Well, yesterday, a group with 3 different laboratory divisions and two independent private companies collaborated to assemble a research proposal – so wish me luck!
[Good luck, Myron. But I actually don’t believe you. With your IQ, it’s only liberalism that makes you accept that you are inadequate b/c of age. Some obeisance to the party-line.]
Myron, you are partially correct but Ilana’s assertion that Americans are over impressed with youth and useless credentials is only too accurate. I can remember being on the job market and enduring interviews with handsome youths, half my age with the correct ties and the correct hair cuts and the correct MBAs from the correct schools and they couldn’t pour piss out of a boot. My dad used to lament that he would trade two MBAs for a good used car salesman any day. I concur.
This is completely ridiculous. Have you ever been at a start-up meeting? A workshop? A hackathon? There are 19-21 year olds doing amazing things in technology and design out there. I suggest you venture forth from your cloistered world and go to some of these events for observation. You will be amazed at the level of dedication to finishing and doing hard work.
James
You are right about MBAs. However in computer tech, young males 18-29 are the leading builders and innovators. Anyone who thinks these Gen-Y males are whiny or lazy or entitled needs to visit Palo Alto or Flatiron District in New York and see them go about their work. Let’s not confuse the Meghan McCains of America with the Mark Zuckerbergs.
[SEE POST UPDATE.]
I have not yet seen the age factory come into play in my field of software engineering, and I’m 63 next month. My current project team members are both early 50’s. We did go through a period in which management entertained the fantasy of replacing us with $15/hour Indian programmers but I have not yet seen the age issue come into play.
Yeah its falsifiable, but it’s probably not going to be refuted. I welcome you to visit these kids in New York or San Francisco. There is a culture of hard work, of not tolerating incompetence, of hiring only the best, of being focused on the end goal. Its a whole culture not a few cherry-picked examples. Really!
By the way, I’ll be at your Junto talk in NYC. Be forewarned! It’s not a traditional meeting with a speaker. It’s raucous and disruptive, full of annoying monologues by self-important ideologues, but all in good fun.
[Sounds a nightmare. On the bright side: if every one speaks a lot, I won’t have to.]

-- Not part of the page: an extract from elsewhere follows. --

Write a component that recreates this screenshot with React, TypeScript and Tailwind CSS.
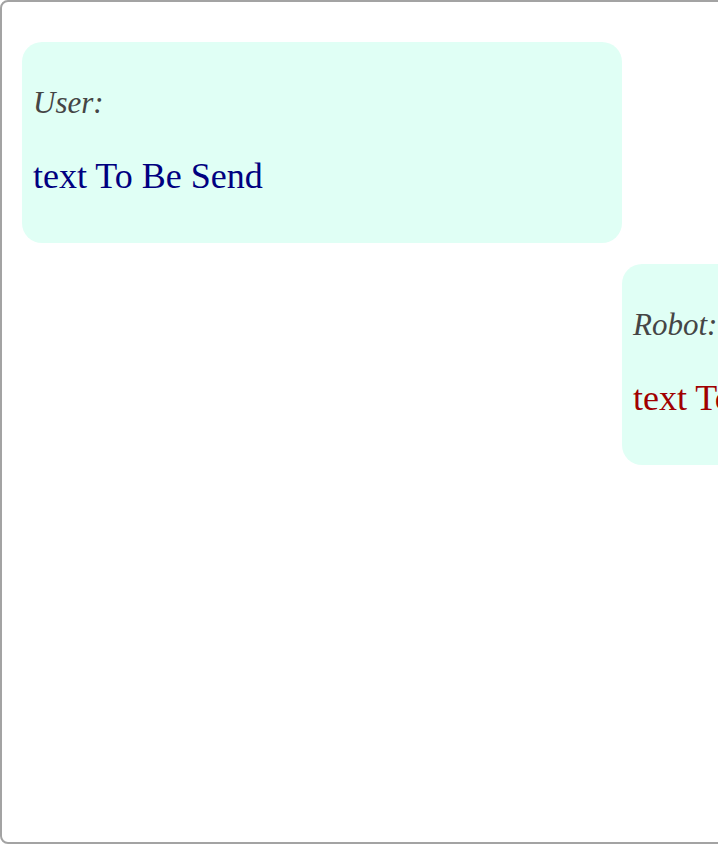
export default function App() {
  const bubbles = [
    { who: "User:", text: "text To Be Send", side: "self-start", color: "text-[#000080]" },
    { who: "Robot:", text: "text To Be Send", side: "self-end", color: "text-[#a00000]" },
  ];

  return (
    <div className="w-[718px] h-[844px] overflow-hidden bg-white" style={{ fontFamily: '"Liberation Serif", "Times New Roman", serif' }}>
      <div className="w-[1244px] h-[844px] border-2 border-[#a3a3a3] rounded-lg px-5 pt-10 flex flex-col gap-[21px]">
        {bubbles.map((b, i) => (
          <div key={i} className={`${b.side} w-[600px] h-[201px] bg-[#e0fff5] rounded-[20px] px-[11px] pt-[44px]`}>
            <p className="text-[31px] leading-[34px] italic text-[#454545]">{b.who}</p>
            <p className={`mt-[36px] text-[36px] leading-[41px] ${b.color}`}>{b.text}</p>
          </div>
        ))}
      </div>
    </div>
  );
}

I have spent some of my career fighting “high tech”. In the 1990’s, there were several detailed humongous sets of complex “physics based” computer programs to calculate several different phenomena (missile combustion, infrared emissions, atmospheric absorption & scattering, missile trajectories, sensor models …. ) all requiring lots of expertise to run the models (which agree with experimental data to about a factor of two). I came up with some hand calculator formulas and a few lookup tables to do a week of computer stuff in around 10 minutes – nice, low-tech, easier to understand, and agreed with real data to about the same accuracy. Probably got a lot of “high tech” specialists upset.
Today I listened to a description of someone with a 9300 pound “sensor pallet” to do some military detection. I then gave my talk in the afternoon that the challenge was not “how to come up with a $10 million 9300 pound solution no one can afford but how to do the job for under $ 100,000” – especially since the simpler stuff weighed 30 pounds. Sadly, we have a bunch of “high tech” people who think that “brute force” of technology is a substitute for cleverness.
I’ll concede that the hardware space may be as you describe. Software, however, is a far cry from your description.
Regarding Junto, few weeks back, the great Robert Higgs showed up to talk about his new book and did not speak a word till around 8:45PM (the event starts at 730) and i counted at least 10 monologues disrupting his talk.
Just be aware that it’s not a traditional speaker-and-q-and-a event.